In my second or third professional programming job, nearly 40 years ago, I had a boss who was proud that he could patch binary punched cards. He'd take a piece of chaff and put it in the right hole with a bit of elmer's glue.


I still occasionally use vim to edit code, mostly because I long ago learned how to do complex regex substitutions, and each IDE has its own ideas on how that is supposed to work.

In general, I hate wizards that generate code. I do like the NetBeans templates for javadocs and similar stuff. Nearly all of the time, the wizards generate code that I'd never use, too wordy, with too many annotations, etc.
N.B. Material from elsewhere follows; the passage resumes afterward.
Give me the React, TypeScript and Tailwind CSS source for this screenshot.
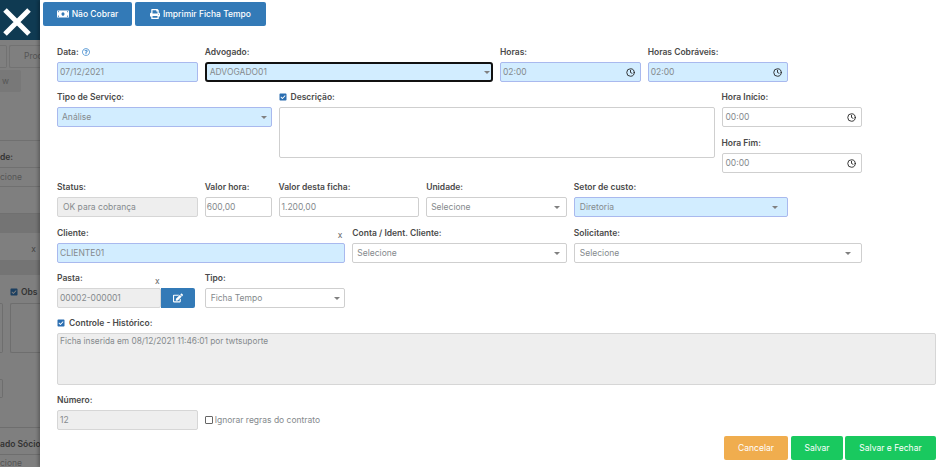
import type { ReactNode } from 'react';
import { FaCheckSquare, FaEdit, FaMoneyBill, FaPrint, FaRegQuestionCircle } from 'react-icons/fa';
import { LuClock } from 'react-icons/lu';

const font = "font-['Inter','Noto_Sans',sans-serif]";

interface FieldProps {
  label?: ReactNode;
  span: string;
  children: ReactNode;
}

function Field({ label, span, children }: FieldProps) {
  return (
    <div className={`${span} flex flex-col min-w-0`}>
      <div className="h-[10px] mb-[5px] flex items-center gap-[3px] text-[8.5px] leading-[10px] font-semibold text-[#4a4a4a] whitespace-nowrap">
        {label}
      </div>
      {children}
    </div>
  );
}

interface BoxProps {
  value: string;
  kind?: 'plain' | 'blue' | 'gray' | 'focus';
  pad?: string;
  right?: ReactNode;
}

function Box({ value, kind = 'plain', pad = 'pl-[2px]', right }: BoxProps) {
  const colors = {
    plain: 'bg-white border border-[#cfcfcf]',
    blue: 'bg-[#d2edff] border border-[#a9b9ee]',
    gray: 'bg-[#eeeeee] border border-[#d6d6d6]',
    focus: 'bg-[#d2edff] border-2 border-[#111111] rounded-[3px]',
  };
  return (
    <div
      className={`h-[20px] rounded-[2px] flex items-center justify-between pr-[5px] text-[8.5px] text-[#858a8d] whitespace-nowrap ${pad} ${colors[kind]}`}
    >
      <span>{value}</span>
      {right}
    </div>
  );
}

function Caret({ className }: { className: string }) {
  return <span className={`w-0 h-0 border-x-[3px] border-x-transparent border-t-[3px] border-t-[#808080] ${className}`} />;
}

function Clock() {
  return <LuClock className="text-[#222222]" size={9} strokeWidth={2.4} />;
}

function Check() {
  return <FaCheckSquare className="text-[#2a6db0] shrink-0" size={8} />;
}

function SideBar() {
  return (
    <aside className={`w-[40px] shrink-0 h-[467px] overflow-hidden bg-[#7f7f7f] flex flex-col text-[8.5px] text-[#4a4a4a] ${font}`}>
      <div className="h-[40px] shrink-0 bg-[#0f3a52] flex items-center justify-center pr-[7px] pt-[4px]">
        <svg width="28" height="28" viewBox="0 0 28 28">
          <path d="M2 2 L26 26 M26 2 L2 26" stroke="#ffffff" strokeWidth="5" />
        </svg>
      </div>
      <div className="mt-[5px] h-[23px] flex gap-[2px] shrink-0">
        <div className="w-[7px] border-y border-r border-[#727272] rounded-r-[2px]" />
        <div className="flex-1 border-y border-l border-[#727272] rounded-l-[2px] pl-[14px] flex items-center overflow-hidden text-[#555555]">Proc</div>
      </div>
      <div className="mt-[2px] h-[22px] w-[21px] shrink-0 bg-[#787878] rounded-r-[2px] flex items-center pl-[2px] text-[#555555]">w</div>
      <div className="mt-[48px] h-px bg-[#707070] shrink-0" />
      <div className="mt-[11px] h-[10px] leading-[10px] font-semibold text-[#333333] shrink-0">de:</div>
      <div className="mt-[5px] h-[20px] border-y border-[#707070] flex items-center text-[#555555] shrink-0">cione</div>
      <div className="mt-[26px] h-[20px] bg-[#747474] border-t border-[#707070] shrink-0" />
      <div className="h-[27px] pt-[5px] flex justify-end items-center pr-[4px] text-[#444444] shrink-0">x</div>
      <div className="h-[15px] bg-[#747474] shrink-0" />
      <div className="mt-[11px] h-[12px] pl-[10px] flex items-center gap-[3px] font-semibold text-[#333333] shrink-0">
        <FaCheckSquare className="text-[#1c3f60] shrink-0" size={8} />
        Obs
      </div>
      <div className="mt-[5px] h-[50px] flex gap-[7px] shrink-0">
        <div className="w-[3px] border-y border-r border-[#6e6e6e] rounded-r-[2px]" />
        <div className="flex-1 border-y border-l border-[#6e6e6e] rounded-l-[2px]" />
      </div>
      <div className="mt-[26px] h-[19px] w-[3px] border-y border-r border-[#6e6e6e] rounded-r-[2px] shrink-0" />
      <div className="mt-[29px] h-px bg-[#6e6e6e] shrink-0" />
      <div className="mt-[11px] h-[10px] leading-[10px] font-semibold whitespace-nowrap text-[#333333] shrink-0">ado Sócio</div>
      <div className="mt-[5px] h-px bg-[#6e6e6e] shrink-0" />
      <div className="mt-[3px] text-[#555555] leading-[10px] shrink-0">cione</div>
    </aside>
  );
}

export default function App() {
  return (
    <div className={`w-[945px] h-[467px] overflow-hidden flex bg-white ${font}`}>
      <SideBar />
      <main className="flex-1 min-w-0 flex flex-col pr-[9px] shadow-[-2px_0_3px_rgba(0,0,0,0.25)] bg-white">
        <div className="pt-[2px] pl-[3px] flex gap-[3px]">
          <button className="w-[89px] h-[24px] rounded-[2px] bg-[#337ab7] text-white text-[8.5px] font-medium flex items-center justify-center gap-[3px]">
            <FaMoneyBill size={12} />
            Não Cobrar
          </button>
          <button className="w-[131px] h-[24px] rounded-[2px] bg-[#337ab7] text-white text-[8.5px] font-medium flex items-center justify-center gap-[3px]">
            <FaPrint size={10} />
            Imprimir Ficha Tempo
          </button>
        </div>

        <div className="mt-[21px] pl-[17px] grid grid-cols-12 gap-x-[7px] gap-y-[10px]">
          <Field
            span="col-span-2"
            label={
              <>
                Data:
                <FaRegQuestionCircle className="text-[#4f93d2]" size={8} />
              </>
            }
          >
            <Box value="07/12/2021" kind="blue" />
          </Field>
          <Field span="col-span-4" label="Advogado:">
            <Box value="ADVOGADO01" kind="focus" pad="pl-[3px]" right={<Caret className="mr-[-4px]" />} />
          </Field>
          <Field span="col-span-2" label="Horas:">
            <Box value="02:00" kind="blue" right={<Clock />} />
          </Field>
          <Field span="col-span-2" label="Horas Cobráveis:">
            <Box value="02:00" kind="blue" right={<Clock />} />
          </Field>
          <div className="col-span-2" />

          <Field span="col-span-3" label="Tipo de Serviço:">
            <Box value="Análise" kind="blue" pad="pl-[4px]" right={<Caret className="mr-[-1px]" />} />
          </Field>
          <Field
            span="col-span-6"
            label={
              <>
                <Check />
                <span className="ml-[1px]">Descrição:</span>
              </>
            }
          >
            <div className="h-[51px] rounded-[2px] border border-[#cfcfcf] bg-white" />
          </Field>
          <div className="col-span-2 flex flex-col gap-[11px] -mb-px">
            <Field span="" label="Hora Início:">
              <Box value="00:00" pad="pl-[3px]" right={<Clock />} />
            </Field>
            <Field span="" label="Hora Fim:">
              <Box value="00:00" pad="pl-[3px]" right={<Clock />} />
            </Field>
          </div>
          <div />

          <Field span="col-span-2" label="Status:">
            <Box value="OK para cobrança" kind="gray" pad="pl-[5px]" />
          </Field>
          <Field span="col-span-1" label="Valor hora:">
            <Box value="600,00" pad="pl-[1px]" />
          </Field>
          <Field span="col-span-2" label="Valor desta ficha:">
            <Box value="1.200,00" />
          </Field>
          <Field span="col-span-2" label="Unidade:">
            <Box value="Selecione" pad="pl-[4px]" right={<Caret className="mr-[1px]" />} />
          </Field>
          <Field span="col-span-3" label="Setor de custo:">
            <Box value="Diretoria" kind="blue" pad="pl-[5px]" right={<Caret className="mr-[4px]" />} />
          </Field>
          <div className="col-span-2" />

          <div className="col-span-4 relative mt-px">
            <Field span="" label="Cliente:">
              <Box value="CLIENTE01" kind="blue" />
            </Field>
            <span className="absolute right-[3px] top-[1px] text-[8.5px] text-[#666666]">x</span>
          </div>
          <Field span="col-span-3 mt-px" label="Conta / Ident. Cliente:">
            <Box value="Selecione" pad="pl-[4px]" right={<Caret className="mr-[1px]" />} />
          </Field>
          <Field span="col-span-4 mt-px" label="Solicitante:">
            <Box value="Selecione" pad="pl-[5px]" right={<Caret className="mr-[5px]" />} />
          </Field>
          <div />

          <div className="col-span-2 relative">
            <Field span="" label="Pasta:">
              <div className="flex pr-[3px]">
                <div className="flex-1 min-w-0">
                  <Box value="00002-000001" kind="gray" />
                </div>
                <button className="w-[34px] h-[20px] bg-[#337ab7] rounded-r-[2px] text-white flex items-center justify-center">
                  <FaEdit size={10} />
                </button>
              </div>
            </Field>
            <span className="absolute left-[98px] top-[2px] text-[8.5px] text-[#666666]">x</span>
          </div>
          <Field span="col-span-2" label="Tipo:">
            <Box value="Ficha Tempo" pad="pl-[5px]" right={<Caret className="mr-[-1px]" />} />
          </Field>
          <div className="col-span-8" />

          <Field
            span="col-span-12"
            label={
              <>
                <Check />
                <span className="ml-[1px]">Controle - Histórico:</span>
              </>
            }
          >
            <div className="h-[52px] rounded-[2px] border border-[#d6d6d6] bg-[#eeeeee] pl-[2px] pt-[1px] text-[8.3px] text-[#858a8d]">
              Ficha inserida em 08/12/2021 11:46:01 por twtsuporte
            </div>
          </Field>

          <Field span="col-span-2" label="Número:">
            <Box value="12" kind="gray" />
          </Field>
          <label className="col-span-4 self-end h-[20px] flex items-center gap-[2px] text-[8.5px] text-[#858a8d]">
            <span className="w-[8px] h-[8px] rounded-[1px] border border-[#666666] bg-white" />
            Ignorar regras do contrato
          </label>
        </div>

        <div className="mt-[6px] flex justify-end gap-[2px]">
          <button className="w-[64px] h-[24px] mr-px rounded-[2px] bg-[#f0ad4e] text-white text-[8.5px]">Cancelar</button>
          <button className="w-[52px] h-[24px] rounded-[2px] bg-[#19c95f] text-white text-[8.5px]">Salvar</button>
          <button className="w-[91px] h-[24px] rounded-[2px] bg-[#19c95f] text-white text-[8.5px]">Salvar e Fechar</button>
        </div>
      </main>
    </div>
  );
}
Just personal preferences, I don't claim to have seen the one true way to write code.
Piet Souris
Ranch Hand

Joined: Mar 08, 2009
Posts: 448
    
    5
I use NetBeans and it does all that I want it to do and I like it a lot. I wish I had it available at work. I have never used Eclipse, so I cannot say anything about it.

Anyway, I don't think I would ever program without any decent IDE, that spots typos straight away, doing the imports for me and allow testing with a single step - debug facility.

I hope NetBeans stays with us for many years to come.